Base metals closed mostly lower on the London Metal Exchange Thursday, weighed down by a stronger dollar and a distinct lack of buying enthusiasm from China. After falling to its lowest price since Feb. 1 in early trade, LME three-month copper recovered some ground later in the day to close in positive territory, at $9,940 a metric ton, up 0.2% on the day. But the conspicuously slow return of Chinese buying after the Lunar New Year is keeping copper below previous record levels, said traders, adding that as long as Chinese interest is tepid, prices should remain capped. Others praised the market's recent correction as a healthy development, particularly for copper, which has seen prices running away from fundamentals in recent weeks.

Oil

Crude futures were little changed Thursday after spiking briefly toward $88 a barrel, as expectations grow that Egyptian President Hosni Mubarak will step down. Light, sweet crude for March delivery settled 2 cents higher at $86.73 a barrel on the New York Mercantile Exchange, after rising as high as $87.90 earlier in the session.

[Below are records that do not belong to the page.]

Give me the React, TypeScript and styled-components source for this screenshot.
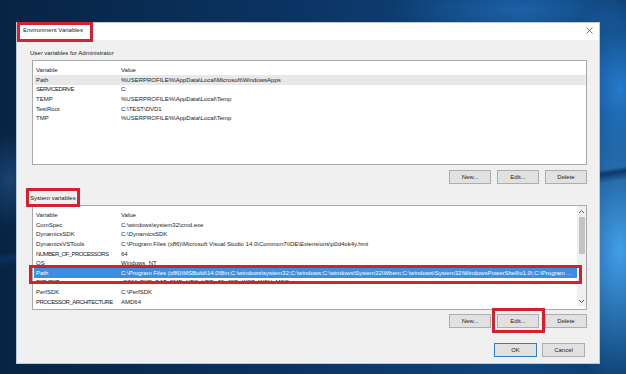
import React from 'react'
import styled, { createGlobalStyle, css } from 'styled-components'

const GlobalStyle = createGlobalStyle`
  html, body {
    margin: 0;
    padding: 0;
    overflow: hidden;
  }
  body {
    font-family: "Liberation Sans", Arial, sans-serif;
  }
`

type Item = { name: string; value: string }

const userVars: Item[] = [
  { name: 'Path', value: '%USERPROFILE%\\AppData\\Local\\Microsoft\\WindowsApps' },
  { name: 'SERVICEDRIVE', value: 'C:' },
  { name: 'TEMP', value: '%USERPROFILE%\\AppData\\Local\\Temp' },
  { name: 'TestRoot', value: 'C:\\TEST\\DVD1' },
  { name: 'TMP', value: '%USERPROFILE%\\AppData\\Local\\Temp' },
]

const systemVars: Item[] = [
  { name: 'ComSpec', value: 'C:\\windows\\system32\\cmd.exe' },
  { name: 'DynamicsSDK', value: 'C:\\DynamicsSDK' },
  { name: 'DynamicsVSTools', value: 'C:\\Program Files (x86)\\Microsoft Visual Studio 14.0\\Common7\\IDE\\Extensions\\p0d4ok4y.hmt' },
  { name: 'NUMBER_OF_PROCESSORS', value: '64' },
  { name: 'OS', value: 'Windows_NT' },
  {
    name: 'Path',
    value: 'C:\\Program Files (x86)\\MSBuild\\14.0\\Bin;C:\\windows\\system32;C:\\windows;C:\\windows\\System32\\Wbem;C:\\windows\\System32\\WindowsPowerShell\\v1.0\\;C:\\Program Files\\dotnet\\;C:\\Program Files\\Git\\cmd',
  },
  { name: 'PATHEXT', value: '.COM;.EXE;.BAT;.CMD;.VBS;.VBE;.JS;.JSE;.WSF;.WSH;.MSC' },
  { name: 'PerfSDK', value: 'C:\\PerfSDK' },
  { name: 'PROCESSOR_ARCHITECTURE', value: 'AMD64' },
]

// all-caps names render narrower in the original UI font
const isCaps = (s: string) => s.length > 4 && s === s.toUpperCase()

const redBox = css`
  position: absolute;
  content: "";
  box-sizing: border-box;
  border: 3px solid #d3212f;
  pointer-events: none;
`

export default () => {
  return (
    <Page>
      <GlobalStyle />
      <Dialog>
        <TitleBar>
          <Title>Environment Variables</Title>
          <CloseBtn>
            <svg width="7" height="7" viewBox="0 0 7 7">
              <path d="M0.5 0.5 L6.5 6.5 M6.5 0.5 L0.5 6.5" stroke="#555" strokeWidth="0.8" />
            </svg>
          </CloseBtn>
        </TitleBar>
        <Content>
          <GroupLabel>User variables for Administrator</GroupLabel>
          <ListBox>
            <HeaderRow>
              <span>Variable</span>
              <span>Value</span>
            </HeaderRow>
            {userVars.map((v, i) => (
              <Row key={v.name} $state={i === 0 ? 'inactive' : 'none'}>
                <Name $caps={isCaps(v.name)}>{v.name}</Name>
                <Value>{v.value}</Value>
              </Row>
            ))}
          </ListBox>
          <ButtonRow>
            <Button>New...</Button>
            <Button>Edit...</Button>
            <Button>Delete</Button>
          </ButtonRow>

          <GroupLabel $marked>System variables</GroupLabel>
          <ListBox>
            <ListInner>
              <Rows>
                <HeaderRow>
                  <span>Variable</span>
                  <span>Value</span>
                </HeaderRow>
                {systemVars.map((v) => (
                  <Row key={v.name} $state={v.name === 'Path' ? 'active' : 'none'}>
                    <Name $caps={isCaps(v.name)}>{v.name}</Name>
                    <Value>{v.value}</Value>
                  </Row>
                ))}
              </Rows>
              <ScrollBar>
                <svg width="7" height="5" viewBox="0 0 7 5">
                  <path d="M1 4 L3.5 1.5 L6 4" stroke="#606060" strokeWidth="1" fill="none" />
                </svg>
                <Thumb />
                <Track />
                <svg width="7" height="5" viewBox="0 0 7 5">
                  <path d="M1 1 L3.5 3.5 L6 1" stroke="#606060" strokeWidth="1" fill="none" />
                </svg>
              </ScrollBar>
            </ListInner>
          </ListBox>
          <ButtonRow $tight>
            <Button>New...</Button>
            <Button $marked>Edit...</Button>
            <Button>Delete</Button>
          </ButtonRow>

          <Footer>
            <Button $primary $wide>OK</Button>
            <Button $wide>Cancel</Button>
          </Footer>
        </Content>
      </Dialog>
    </Page>
  )
}

const Page = styled.div`
  width: 626px;
  height: 374px;
  box-sizing: border-box;
  padding: 23px 0 0 17px;
  overflow: hidden;
  background-color: #0a2c52;
  background-image:
    linear-gradient(172deg, transparent 0%, transparent 55%, rgba(10, 50, 100, 0.9) 56%, transparent 58%),
    radial-gradient(ellipse 90px 200px at 620px 250px, rgba(70, 165, 240, 0.95), transparent 70%),
    radial-gradient(ellipse 70px 120px at 620px 90px, rgba(40, 130, 215, 0.9), transparent 80%),
    radial-gradient(ellipse 160px 40px at 520px 10px, rgba(30, 100, 170, 0.9), transparent 80%),
    radial-gradient(ellipse 40px 60px at 10px 180px, rgba(30, 75, 125, 0.8), transparent 80%),
    linear-gradient(90deg, #072443 0%, #0b3362 45%, #0f4680 85%, #0b3a6c 100%);
`

const Dialog = styled.div`
  width: 582px;
  height: 340px;
  background: #f0f0f0;
  box-shadow: 0 0 0 1px #bcc9d6;
  display: flex;
  flex-direction: column;
  font-size: 6px;
  line-height: 8px;
  color: #1b1b1b;
`

const TitleBar = styled.div`
  height: 17px;
  background: #ffffff;
  display: flex;
  justify-content: space-between;
  align-items: flex-start;
  padding: 3px 6px 0 6px;
  box-sizing: border-box;
`

const Title = styled.span`
  position: relative;
  &::after {
    ${redBox};
    left: -6px;
    right: -10px;
    top: -4px;
    bottom: -8px;
  }
`

const CloseBtn = styled.span`
  display: flex;
  padding-top: 1px;
`

const Content = styled.div`
  padding: 9px 12px 0 13px;
  display: flex;
  flex-direction: column;
`

const GroupLabel = styled.div<{ $marked?: boolean }>`
  position: relative;
  align-self: flex-start;
  margin-top: ${p => (p.$marked ? '10px' : '0')};
  ${p =>
    p.$marked &&
    css`
      &::after {
        ${redBox};
        left: -4px;
        right: -4px;
        top: -6px;
        bottom: -5px;
      }
    `}
`

const ListBox = styled.div`
  margin: 3px 0 0 2px;
  width: 555px;
  height: 105px;
  box-sizing: border-box;
  border: 1px solid #a9a9a9;
  background: #ffffff;
  padding-top: 3px;
`

const ListInner = styled.div`
  display: flex;
  height: 100%;
  margin-top: -3px;
`

const Rows = styled.div`
  flex: 1;
  min-width: 0;
  padding-top: 3px;
`

const ScrollBar = styled.div`
  width: 9px;
  background: #f0f0f0;
  display: flex;
  flex-direction: column;
  align-items: center;
  padding: 3px 0 2px;
  box-sizing: border-box;
  gap: 3px;
`

const Thumb = styled.div`
  width: 6px;
  height: 37px;
  background: #c4c4c4;
`

const Track = styled.div`
  flex: 1;
`

const HeaderRow = styled.div`
  height: 11px;
  display: grid;
  grid-template-columns: 85px 1fr;
  align-items: center;
  padding: 0 3px 0 3px;
`

const Row = styled.div<{ $state: 'none' | 'inactive' | 'active' }>`
  position: relative;
  height: 9.6px;
  display: grid;
  grid-template-columns: 85px 1fr;
  align-items: center;
  margin-left: 1px;
  padding: 0 3px 0 2px;
  ${p =>
    p.$state === 'inactive' &&
    css`
      background: #e8e8e8;
    `}
  ${p =>
    p.$state === 'active' &&
    css`
      background: #3a8fe3;
      color: #ffffff;
      z-index: 1;
      &::after {
        ${redBox};
        left: -5px;
        right: -5px;
        top: -3px;
        bottom: -6px;
      }
    `}
`

const Name = styled.span<{ $caps?: boolean }>`
  white-space: nowrap;
  letter-spacing: ${p => (p.$caps ? '-0.55px' : '0')};
`

const Value = styled.span`
  white-space: nowrap;
  overflow: hidden;
  text-overflow: ellipsis;
`

const ButtonRow = styled.div<{ $tight?: boolean }>`
  display: flex;
  justify-content: flex-end;
  gap: 6px;
  margin-top: ${p => (p.$tight ? '4px' : '5px')};
`

const Footer = styled.div`
  display: flex;
  justify-content: flex-end;
  gap: 5px;
  margin-top: 15px;
  padding-right: 2px;
`

const Button = styled.div<{ $primary?: boolean; $marked?: boolean; $wide?: boolean }>`
  position: relative;
  width: ${p => (p.$wide ? '43px' : '42px')};
  height: 14px;
  box-sizing: border-box;
  background: #e1e1e1;
  border: 1px solid ${p => (p.$primary ? '#2f7fd0' : '#adadad')};
  display: flex;
  align-items: center;
  justify-content: center;
  ${p =>
    p.$marked &&
    css`
      &::after {
        ${redBox};
        left: -6px;
        right: -7px;
        top: -7px;
        bottom: -6px;
      }
    `}
`
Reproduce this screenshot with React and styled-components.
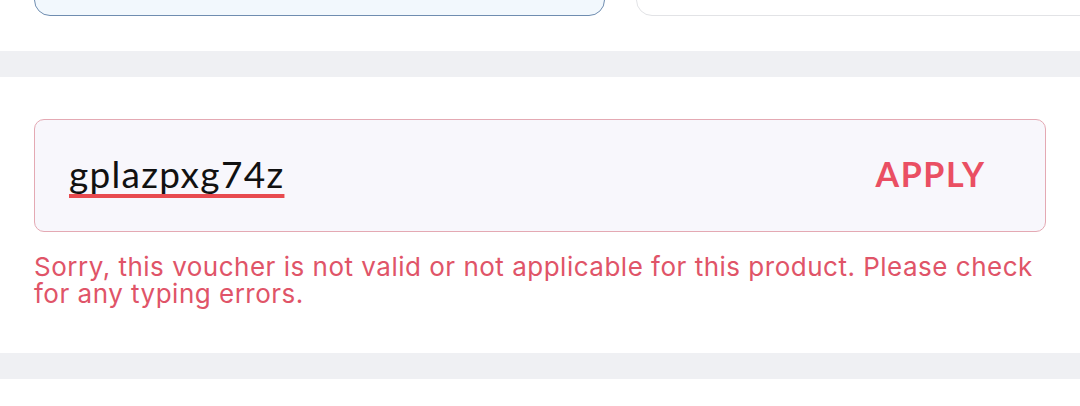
import React from 'react'
import styled, { createGlobalStyle } from 'styled-components'

const GlobalStyle = createGlobalStyle`
    html, body {
        margin: 0;
        padding: 0;
        background: #ffffff;
    }
    body {
        font-family: Lato, "Noto Sans", sans-serif;
    }
`

const Page = styled.div`
    width: 1080px;
    height: 406px;
    overflow: hidden;
    background: #ffffff;
`

const CardRow = styled.div`
    height: 51px;
    overflow: hidden;
    display: flex;
    align-items: flex-end;
    gap: 31px;
    padding: 0 0 0 34px;
`

const OptionCard = styled.div`
    flex: ${props => props.grow ? '1 0 auto' : '0 0 571px'};
    height: 80px;
    margin-bottom: 35px;
    margin-right: ${props => props.grow ? '-40px' : '0'};
    box-sizing: border-box;
    border-radius: 16px;
    background: ${props => props.active ? '#f2f8fd' : '#ffffff'};
    border: 1.5px solid ${props => props.active ? '#6f8db0' : '#e2e3e6'};
`

const Divider = styled.div`
    height: 26px;
    background: #eff0f3;
`

const VoucherSection = styled.div`
    height: 276px;
    box-sizing: border-box;
    padding: 42px 34px 0;
`

const InputBox = styled.div`
    height: 113px;
    box-sizing: border-box;
    display: flex;
    align-items: center;
    justify-content: space-between;
    padding: 0 61px 4px 34px;
    border: 1.5px solid #e4a9b3;
    border-radius: 10px;
    background: #f8f7fc;
`

const Code = styled.span`
    font-size: 37px;
    color: #111111;
    letter-spacing: 1.3px;
    text-decoration: underline;
    text-decoration-color: #e84a4f;
    text-decoration-thickness: 4px;
    text-underline-offset: 6px;
    text-decoration-skip-ink: none;
`

const ApplyButton = styled.span`
    font-size: 34px;
    font-weight: 700;
    letter-spacing: 1.6px;
    margin-right: -1.6px;
    color: #ea4f63;
`

const ErrorText = styled.p`
    margin: 21px 0 0;
    padding-right: 6px;
    font-family: Inter, "Noto Sans", sans-serif;
    font-size: 26px;
    letter-spacing: 0.5px;
    line-height: 27px;
    color: #e05468;
`

export default function App() {
    return (
        <Page>
            <GlobalStyle />
            <CardRow>
                <OptionCard active />
                <OptionCard grow />
            </CardRow>
            <Divider />
            <VoucherSection>
                <InputBox>
                    <Code>gplazpxg74z</Code>
                    <ApplyButton>APPLY</ApplyButton>
                </InputBox>
                <ErrorText>
                    Sorry, this voucher is not valid or not applicable for this product. Please check for any typing errors.
                </ErrorText>
            </VoucherSection>
            <Divider />
        </Page>
    )
}
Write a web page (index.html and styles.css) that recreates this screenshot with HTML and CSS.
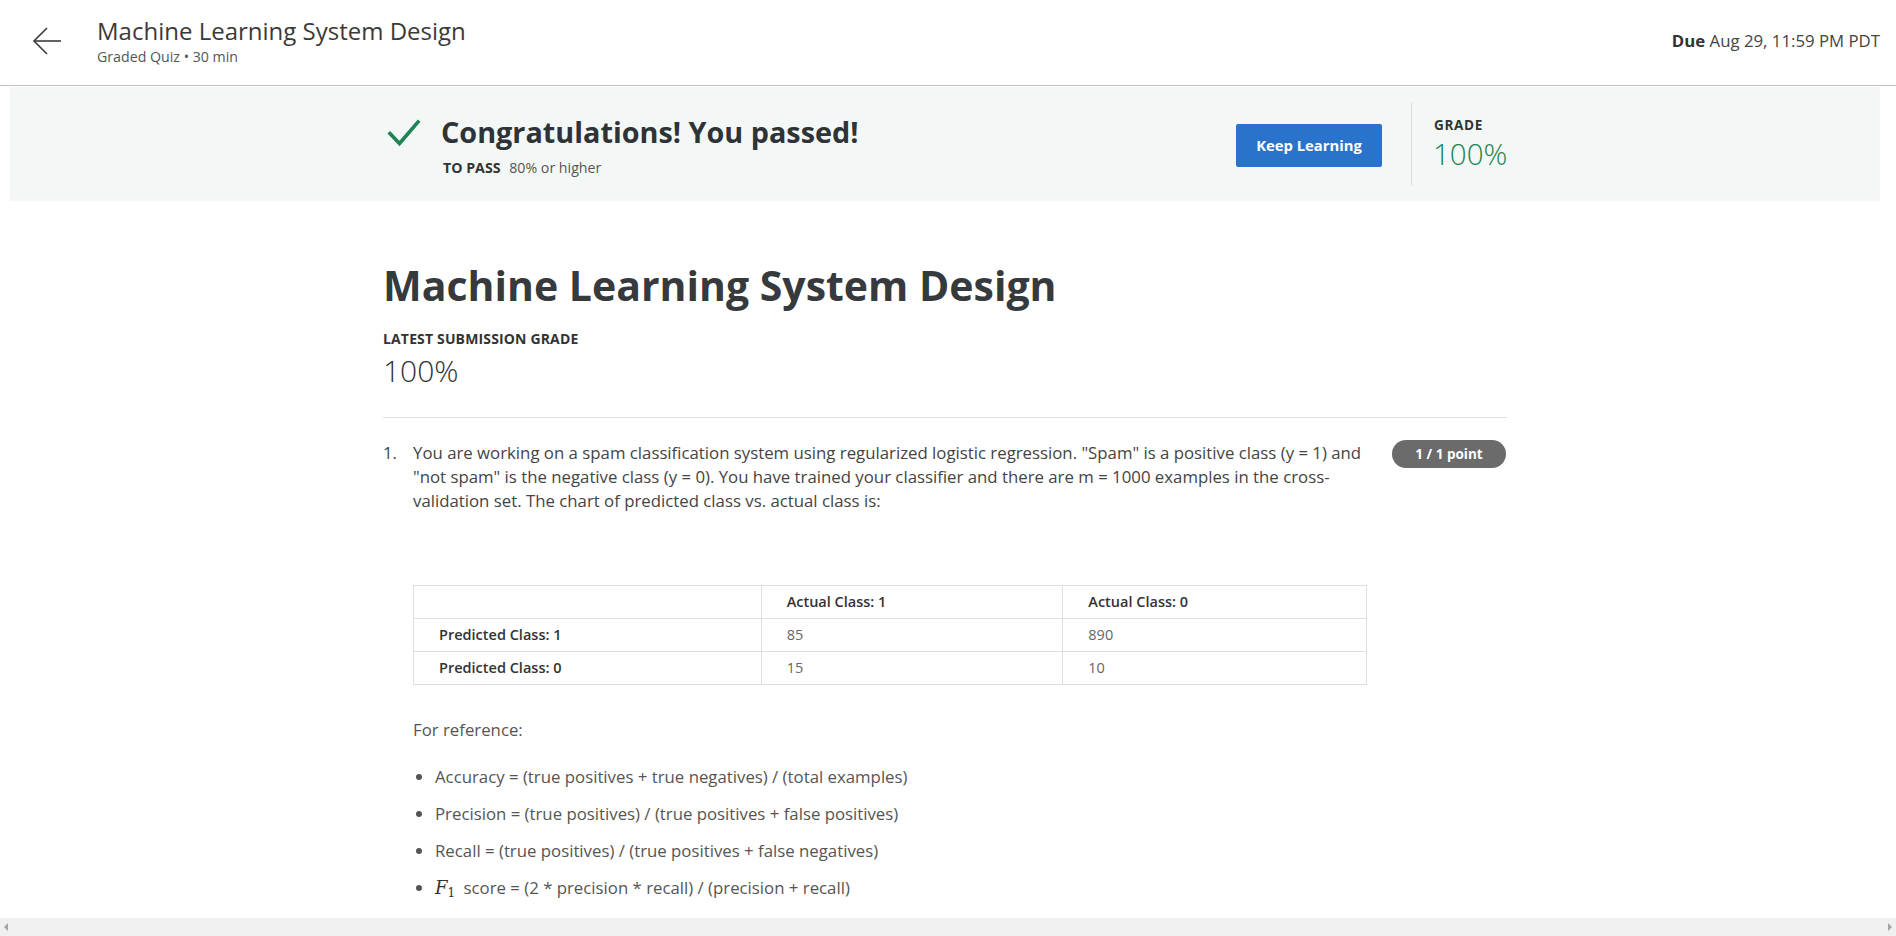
FILE: index.html
```html
<!DOCTYPE html>
<html lang="en">
<head>
<meta charset="utf-8">
<title>Machine Learning System Design</title>
<link rel="stylesheet" href="styles.css">
</head>
<body>
<div class="app">
  <header class="topbar">
    <div class="back">
      <svg width="30" height="30" viewBox="0 0 30 30" fill="none" stroke="#3c3c3c" stroke-width="1.6">
        <path d="M29 15H2"/>
        <path d="M15 2L2 15l13 13"/>
      </svg>
    </div>
    <div class="top-title">
      <div class="top-name">Machine Learning System Design</div>
      <div class="top-sub">Graded Quiz • 30 min</div>
    </div>
    <div class="due"><b>Due</b> Aug 29, 11:59 PM PDT</div>
  </header>

  <main class="scroll">
    <section class="banner">
      <div class="wrap banner-inner">
        <div class="pass">
          <svg class="check" width="34" height="30" viewBox="0 0 34 30" fill="none" stroke="#1f8354" stroke-width="3.6" stroke-linecap="square">
            <path d="M3 15.5l9.5 10L31 4"/>
          </svg>
          <div class="pass-text">
            <div class="pass-title">Congratulations! You passed!</div>
            <div class="pass-sub"><b>TO PASS</b> 80% or higher</div>
          </div>
        </div>
        <button class="keep">Keep Learning</button>
        <div class="vline"></div>
        <div class="grade">
          <div class="grade-label">GRADE</div>
          <div class="grade-value">100%</div>
        </div>
      </div>
    </section>

    <section class="wrap content">
      <h1 class="title">Machine Learning System Design</h1>
      <div class="latest-label">LATEST SUBMISSION GRADE</div>
      <div class="latest-value">100%</div>
      <hr class="divider">

      <div class="question">
        <div class="qnum">1.</div>
        <div class="qbody">
          <p class="qtext">You are working on a spam classification system using regularized logistic regression. "Spam" is a positive class (y = 1) and "not spam" is the negative class (y = 0). You have trained your classifier and there are m = 1000 examples in the cross-validation set. The chart of predicted class vs. actual class is:</p>

          <table class="chart">
            <colgroup><col class="c1"><col class="c2"><col class="c3"></colgroup>
            <tr><th></th><th>Actual Class: 1</th><th>Actual Class: 0</th></tr>
            <tr><th>Predicted Class: 1</th><td>85</td><td>890</td></tr>
            <tr><th>Predicted Class: 0</th><td>15</td><td>10</td></tr>
          </table>

          <p class="ref">For reference:</p>
          <ul class="formulas">
            <li>Accuracy = (true positives + true negatives) / (total examples)</li>
            <li>Precision = (true positives) / (true positives + false positives)</li>
            <li>Recall = (true positives) / (true positives + false negatives)</li>
            <li><span class="math"><i>F</i><sub>1</sub></span> score = (2 * precision * recall) / (precision + recall)</li>
          </ul>
        </div>
        <div class="badge">1 / 1 point</div>
      </div>
    </section>
  </main>

  <div class="hscroll">
    <span class="arr-left"></span>
    <span class="arr-right"></span>
  </div>
</div>
</body>
</html>
```

FILE: styles.css
```css
* { box-sizing: border-box; }
html, body { margin: 0; padding: 0; }
body {
  font-family: "Open Sans", "Liberation Sans", sans-serif;
  color: #373a3c;
  background: #fff;
}
.app {
  height: 936px;
  display: flex;
  flex-direction: column;
  overflow: hidden;
}

/* top bar */
.topbar {
  height: 86px;
  flex: 0 0 86px;
  border-bottom: 1px solid #c4c4c4;
  display: flex;
  align-items: center;
  padding: 0 16px 4px 32px;
}
.back { width: 30px; height: 30px; margin-right: 35px; display: flex; }
.top-title { flex: 1; }
.top-name { font-size: 24px; line-height: 32px; color: #3a3a3a; }
.top-sub { font-size: 14.2px; line-height: 20px; color: #555; }
.due { font-size: 16.8px; color: #444; margin-top: 0; }
.due b { color: #333; font-weight: 700; }

/* scroll area */
.scroll {
  flex: 1;
  overflow: hidden;
  padding: 1px 16px 0 10px;
}
.wrap { width: 1124px; margin: 0 auto; }

.banner { background: #f3f8f7; height: 114px; }
.banner-inner { height: 114px; display: flex; align-items: center; }
.pass { flex: 1; display: flex; align-items: flex-start; padding-left: 4px; margin-top: 3px; }
.check { margin-top: 4px; margin-right: 20px; flex: none; }
.pass-title { font-size: 28.8px; line-height: 36px; font-weight: 700; color: #2f3336; }
.pass-sub { font-size: 14.2px; line-height: 20px; margin-top: 8px; color: #555; padding-left: 2px; }
.pass-sub b { color: #333; margin-right: 5px; }
.keep {
  width: 146px; height: 43px;
  background: #2a73cc; color: #fff;
  border: 0; border-radius: 2px;
  font-family: inherit; font-size: 14.8px; font-weight: 700;
  margin-top: 2px;
}
.vline { width: 1px; height: 82px; background: #dadada; margin: 0 22px 0 29px; }
.grade { width: 73px; margin-top: 1px; }
.grade-label { font-size: 13.6px; line-height: 18px; font-weight: 700; letter-spacing: 0.6px; color: #333; }
.grade-value { font-size: 29.5px; line-height: 40px; font-weight: 300; color: #1f8354; margin-left: -1px; }

/* content */
.content { padding-top: 56px; }
.title { margin: 0; font-size: 41px; line-height: 56px; font-weight: 700; color: #373a3c; }
.latest-label { margin-top: 16px; font-size: 14px; letter-spacing: 0.15px; line-height: 20px; font-weight: 700; color: #333; }
.latest-value { margin-top: 1px; font-size: 30px; line-height: 42px; font-weight: 300; color: #333; }
.divider { border: 0; border-top: 1px solid #e0e0e0; margin: 25px 0 0; height: 0; }

.question { display: flex; align-items: flex-start; margin-top: 23px; font-size: 16.8px; line-height: 24px; color: #444; }
.qnum { width: 30px; flex: none; }
.qbody { width: 965px; flex: none; }
.qtext { margin: 0; }
.badge {
  margin-left: 14px; margin-top: -1px;
  width: 114px; height: 28px; flex: none;
  border-radius: 14px; background: #6b6b6b; color: #fff;
  font-size: 13.5px; font-weight: 700; line-height: 28px; text-align: center;
}

.chart { margin-top: 72px; border-collapse: collapse; width: 954px; font-size: 14.5px; }
.chart .c1 { width: 348px; }
.chart .c2 { width: 302px; }
.chart .c3 { width: 304px; }
.chart th, .chart td {
  border: 1px solid #dfdfdf;
  height: 33px; padding: 0 0 0 25px;
  text-align: left; vertical-align: middle; line-height: 20px;
}
.chart th { font-weight: 600; color: #333; }
.chart td { color: #666; font-weight: 400; }

.ref { margin: 33px 0 0; color: #555; }
.formulas { margin: 23px 0 0; padding: 0 0 0 22px; color: #555; }
.formulas li { margin-bottom: 13px; }
.math { font-family: "DejaVu Serif", "Liberation Serif", serif; font-size: 18px; color: #333; margin-right: 4px; }
.math i { font-style: italic; }
.math sub { font-size: 12px; font-style: normal; vertical-align: -3px; }

/* horizontal scrollbar */
.hscroll {
  flex: 0 0 18px; height: 18px; background: #f0f0f0;
  display: flex; justify-content: space-between; align-items: center;
  padding: 0 4px;
}
.arr-left, .arr-right { width: 0; height: 0; border-top: 4px solid transparent; border-bottom: 4px solid transparent; }
.arr-left { border-right: 4px solid #a3a3a3; }
.arr-right { border-left: 4px solid #a3a3a3; }
```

Gold finished nearly unchanged as traders balanced renewed concerns about stability in Egypt with the damping influence of a stronger dollar. The thinly traded February delivery contract settled down 0.2%, or $2.90, at $1,361.90 per troy ounce on the Comex division of the New York Mercantile Exchange. The most actively traded contract, for April delivery, settled down 0.2%, or $3, at $1,362.50 per troy ounce.